Trust in the Lord with all your heart and lean not on your own understanding. (Proverbs 3:5, NIV)
One Sunday I broke down in tears at a prayer meeting at church and asked what I could do to restore my adult son to me. He had made some chilling decisions and I was powerless to change him. A dear, older woman hurried across the room, sat down beside me and slipped her arm around my shoulder. "Your parenting in the flesh is over," she said softly. "It's time to parent him in the Spirit. Pray for your son and trust God to do what you cannot do — and He will," she added confidently.
I was set free that day. Gradually I began to see that God, who reconciled His relationship to His children through the sacrifice of Jesus Christ, would surely give me and all mothers and fathers who asked for it the grace to reconcile our changing relationship with our adult children. I have found that such grace has helped me and others to incorporate three helpful steps into our parenting process. And they work! Today, 20 years after that life-changing day, my son is a fine, responsible adult, who has become one of my dearest friends.
During a discussion about parenting, Chet shared his experience:
"Finally, I'm beginning to see my children in a new way," he said. "Both are married and have kids of their own. I'm amazed at what good, capable people they are. I realize in talking with others that I have not been as encouraging as I could be. I wonder if that's why my daughter seems distant. I feel anxious around her, like neither of us is telling the truth. I want to change that. I need to apologize and tell her how truly proud of her I am. I've been measuring her by my standard instead of seeing her for the beautiful person God created."

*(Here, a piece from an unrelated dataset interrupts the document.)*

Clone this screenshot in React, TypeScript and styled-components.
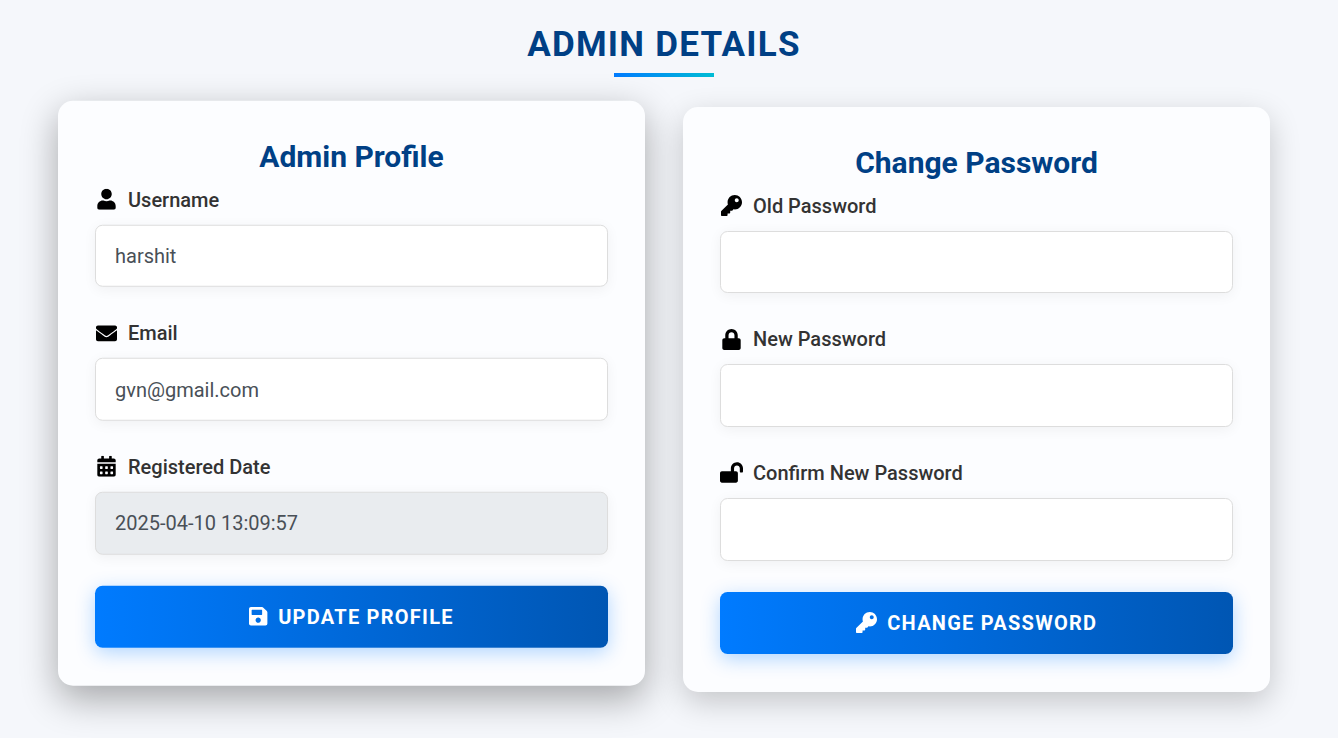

Regardless of the past, I believe our children, whatever their age, want to know who we really are. I had occasion to discover this for myself about 15 years ago when my youngest daughter was still in high school. At the time, she was living with her father following our divorce. Unexpectedly, she accepted my invitation to live with me during her two years of junior college. During that time, our relationship took an important turn. We were once again together under the same roof. I had experienced a lot of emotional and spiritual healing by then, so I knew that, finally, I had something to give her — my true self.
There were sweet and loving times, and times of tears and long talks as we walked along the ocean hand-in-hand, cooked and baked together — and shopped! It was also a time of deep inner healing for both of us as we drew closer to the Lord and prayed with each other. By the time she left for her last two years of college in Northern California, I felt our relationship had been restored, and that regardless of what surfaced in the future, we'd be able to face it and deal with it. That has proven true.
If we do the vital inner work necessary to spiritual and emotional parenting, then relinquishing our children will be easier than we might expect. We will no longer feel compelled to use them as a means of working through the unfinished business of our past or as the focus of our future desires.
Ecclesiastes reminds us that there is a time for every purpose under heaven. Consider your own situation. Is the Lord telling you that now is the time for you to take steps to restore your relationship with your children? If so, incline your ears to the words of His mouth (Psalm 78:1). Admit your imperfections and commit them to a perfect God — who will guide, guard and govern your sons and daughters in ways you could never carry out on your own. Then put into action the truths the Lord reveals.
Only with God is it possible to find hope for restoration. It is never too late . . . even now that they're grown. Jesus promised in Mark 10:27, "With God all things are possible." We can count on it!